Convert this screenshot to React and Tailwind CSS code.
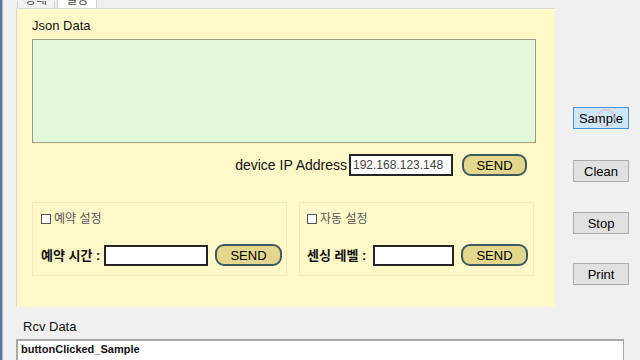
import React from 'react';

const font = { fontFamily: '"Liberation Sans", "Noto Sans CJK KR", sans-serif' };

function SendButton({ className = '' }) {
  return (
    <button
      className={`h-[22px] rounded-[9px] border-2 border-[#3d5b5e] bg-[#e2d78c] text-[13px] leading-none text-black ${className}`}
    >
      SEND
    </button>
  );
}

function SideButton({ label, active = false, className = '' }) {
  return (
    <button
      className={`h-[22px] w-[56px] border text-[13px] leading-none text-black ${
        active ? 'border-[#4a8fd6] bg-[#cfe5f8]' : 'border-[#adadad] bg-[#e1e1e1]'
      } ${className}`}
    >
      {label}
    </button>
  );
}

function GroupBox({ checkLabel, fieldLabel, labelWidth, inputWidth, className = '' }) {
  return (
    <div className={`h-[74px] border border-[#f2ebb6] pt-[10px] ${className}`}>
      {/* check row */}
      <div className="flex h-[12px] items-center gap-[3px]">
        <span className="h-[10px] w-[10px] border border-[#555] bg-white" />
        <span className="text-[12px] leading-none text-[#555]">{checkLabel}</span>
      </div>
      {/* field row */}
      <div className="mt-[19px] flex h-[22px] items-center">
        <span
          className="whitespace-nowrap text-[13px] font-bold leading-none text-[#111]"
          style={{ width: labelWidth }}
        >
          {fieldLabel}
        </span>
        <div className="h-[21px] border-2 border-[#252525] bg-white" style={{ width: inputWidth }} />
        <SendButton className="ml-[7px] w-[67px]" />
      </div>
    </div>
  );
}

export default function App() {
  return (
    <div className="relative flex h-[360px] w-[640px] overflow-hidden bg-[#f0f0f0]" style={font}>
      {/* window edge */}
      <div className="h-full w-[2px] bg-[#5c7893]" />
      <div className="h-full w-[1px] bg-[#a9b6c2]" />

      <div className="flex flex-1 flex-col">
        <div className="flex h-[307px]">
          {/* tab control */}
          <div className="ml-[13px] flex w-[539px] flex-col">
            <div className="flex h-[8px] items-end">
              <div className="ml-[1px] h-[7px] w-[38px] overflow-hidden border-x border-[#d0d0d0] bg-[#f2f2f2] text-center">
                <div className="-mt-[8px] text-[12px] leading-[14px] text-[#444]">상태</div>
              </div>
              <div className="ml-[2px] h-[8px] w-[40px] overflow-hidden border-x border-[#d0d0d0] bg-white text-center">
                <div className="-mt-[7px] text-[12px] leading-[14px] text-[#444]">설정</div>
              </div>
            </div>
            <div className="flex-1 border-l border-t border-[#d9d9d9] bg-[#fff9c9] pl-[15px] pt-[10px]">
              <div className="h-[20px] text-[13px] leading-[14px] text-[#111]">Json Data</div>
              <div className="h-[104px] w-[504px] border border-[#9c9c82] bg-[#e4f8da]" />

              {/* IP row */}
              <div className="mt-[11px] flex h-[22px] w-[495px] items-center justify-end">
                <span className="mr-[2px] text-[14px] leading-none text-[#111]">device IP Address</span>
                <div className="flex h-[22px] w-[104px] items-center border-2 border-[#252525] bg-white pl-[2px] text-[12px] leading-none text-[#444]">
                  192.168.123.148
                </div>
                <SendButton className="ml-[9px] w-[65px]" />
              </div>

              {/* group boxes */}
              <div className="mt-[26px] flex gap-[12px]">
                <GroupBox
                  className="w-[255px] pl-[8px]"
                  checkLabel="예약 설정"
                  fieldLabel="예약 시간 :"
                  labelWidth={63}
                  inputWidth={104}
                />
                <GroupBox
                  className="w-[235px] pl-[7px]"
                  checkLabel="자동 설정"
                  fieldLabel="센싱 레벨 :"
                  labelWidth={66}
                  inputWidth={81}
                />
              </div>
            </div>
          </div>

          {/* side buttons */}
          <div className="ml-[18px] flex flex-col pt-[107px]">
            <SideButton label="Sample" active />
            <SideButton label="Clean" className="mt-[31px]" />
            <SideButton label="Stop" className="mt-[30px]" />
            <SideButton label="Print" className="mt-[29px]" />
          </div>
        </div>

        {/* receive area */}
        <div className="ml-[20px] mt-[13px] h-[14px] text-[13px] leading-[14px] text-[#111]">Rcv Data</div>
        <div className="ml-[13px] mt-[5px] w-[608px] flex-1 border-l-2 border-r border-t-2 border-[#a8a8a8] bg-white pl-[3px] pt-[2px]">
          <div className="text-[11px] font-bold leading-[13px] text-[#111]">buttonClicked_Sample</div>
        </div>
      </div>

      {/* cursor hover ring over Sample */}
      <div className="absolute left-[597px] top-[109px] h-[18px] w-[18px] rounded-full border border-[#e9b8c4]" />
    </div>
  );
}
# # #
● Task details
Your copy of the data should match it exactly, except that pictures are left out.

● Answer to this task
Convert this screenshot to React and Tailwind CSS code.
import React from 'react';

const font = { fontFamily: '"Liberation Sans", "Noto Sans CJK KR", sans-serif' };

function SendButton({ className = '' }) {
  return (
    <button
      className={`h-[22px] rounded-[9px] border-2 border-[#3d5b5e] bg-[#e2d78c] text-[13px] leading-none text-black ${className}`}
    >
      SEND
    </button>
  );
}

function SideButton({ label, active = false, className = '' }) {
  return (
    <button
      className={`h-[22px] w-[56px] border text-[13px] leading-none text-black ${
        active ? 'border-[#4a8fd6] bg-[#cfe5f8]' : 'border-[#adadad] bg-[#e1e1e1]'
      } ${className}`}
    >
      {label}
    </button>
  );
}

function GroupBox({ checkLabel, fieldLabel, labelWidth, inputWidth, className = '' }) {
  return (
    <div className={`h-[74px] border border-[#f2ebb6] pt-[10px] ${className}`}>
      {/* check row */}
      <div className="flex h-[12px] items-center gap-[3px]">
        <span className="h-[10px] w-[10px] border border-[#555] bg-white" />
        <span className="text-[12px] leading-none text-[#555]">{checkLabel}</span>
      </div>
      {/* field row */}
      <div className="mt-[19px] flex h-[22px] items-center">
        <span
          className="whitespace-nowrap text-[13px] font-bold leading-none text-[#111]"
          style={{ width: labelWidth }}
        >
          {fieldLabel}
        </span>
        <div className="h-[21px] border-2 border-[#252525] bg-white" style={{ width: inputWidth }} />
        <SendButton className="ml-[7px] w-[67px]" />
      </div>
    </div>
  );
}

export default function App() {
  return (
    <div className="relative flex h-[360px] w-[640px] overflow-hidden bg-[#f0f0f0]" style={font}>
      {/* window edge */}
      <div className="h-full w-[2px] bg-[#5c7893]" />
      <div className="h-full w-[1px] bg-[#a9b6c2]" />

      <div className="flex flex-1 flex-col">
        <div className="flex h-[307px]">
          {/* tab control */}
          <div className="ml-[13px] flex w-[539px] flex-col">
            <div className="flex h-[8px] items-end">
              <div className="ml-[1px] h-[7px] w-[38px] overflow-hidden border-x border-[#d0d0d0] bg-[#f2f2f2] text-center">
                <div className="-mt-[8px] text-[12px] leading-[14px] text-[#444]">상태</div>
              </div>
              <div className="ml-[2px] h-[8px] w-[40px] overflow-hidden border-x border-[#d0d0d0] bg-white text-center">
                <div className="-mt-[7px] text-[12px] leading-[14px] text-[#444]">설정</div>
              </div>
            </div>
            <div className="flex-1 border-l border-t border-[#d9d9d9] bg-[#fff9c9] pl-[15px] pt-[10px]">
              <div className="h-[20px] text-[13px] leading-[14px] text-[#111]">Json Data</div>
              <div className="h-[104px] w-[504px] border border-[#9c9c82] bg-[#e4f8da]" />

              {/* IP row */}
              <div className="mt-[11px] flex h-[22px] w-[495px] items-center justify-end">
                <span className="mr-[2px] text-[14px] leading-none text-[#111]">device IP Address</span>
                <div className="flex h-[22px] w-[104px] items-center border-2 border-[#252525] bg-white pl-[2px] text-[12px] leading-none text-[#444]">
                  192.168.123.148
                </div>
                <SendButton className="ml-[9px] w-[65px]" />
              </div>

              {/* group boxes */}
              <div className="mt-[26px] flex gap-[12px]">
                <GroupBox
                  className="w-[255px] pl-[8px]"
                  checkLabel="예약 설정"
                  fieldLabel="예약 시간 :"
                  labelWidth={63}
                  inputWidth={104}
                />
                <GroupBox
                  className="w-[235px] pl-[7px]"
                  checkLabel="자동 설정"
                  fieldLabel="센싱 레벨 :"
                  labelWidth={66}
                  inputWidth={81}
                />
              </div>
            </div>
          </div>

          {/* side buttons */}
          <div className="ml-[18px] flex flex-col pt-[107px]">
            <SideButton label="Sample" active />
            <SideButton label="Clean" className="mt-[31px]" />
            <SideButton label="Stop" className="mt-[30px]" />
            <SideButton label="Print" className="mt-[29px]" />
          </div>
        </div>

        {/* receive area */}
        <div className="ml-[20px] mt-[13px] h-[14px] text-[13px] leading-[14px] text-[#111]">Rcv Data</div>
        <div className="ml-[13px] mt-[5px] w-[608px] flex-1 border-l-2 border-r border-t-2 border-[#a8a8a8] bg-white pl-[3px] pt-[2px]">
          <div className="text-[11px] font-bold leading-[13px] text-[#111]">buttonClicked_Sample</div>
        </div>
      </div>

      {/* cursor hover ring over Sample */}
      <div className="absolute left-[597px] top-[109px] h-[18px] w-[18px] rounded-full border border-[#e9b8c4]" />
    </div>
  );
}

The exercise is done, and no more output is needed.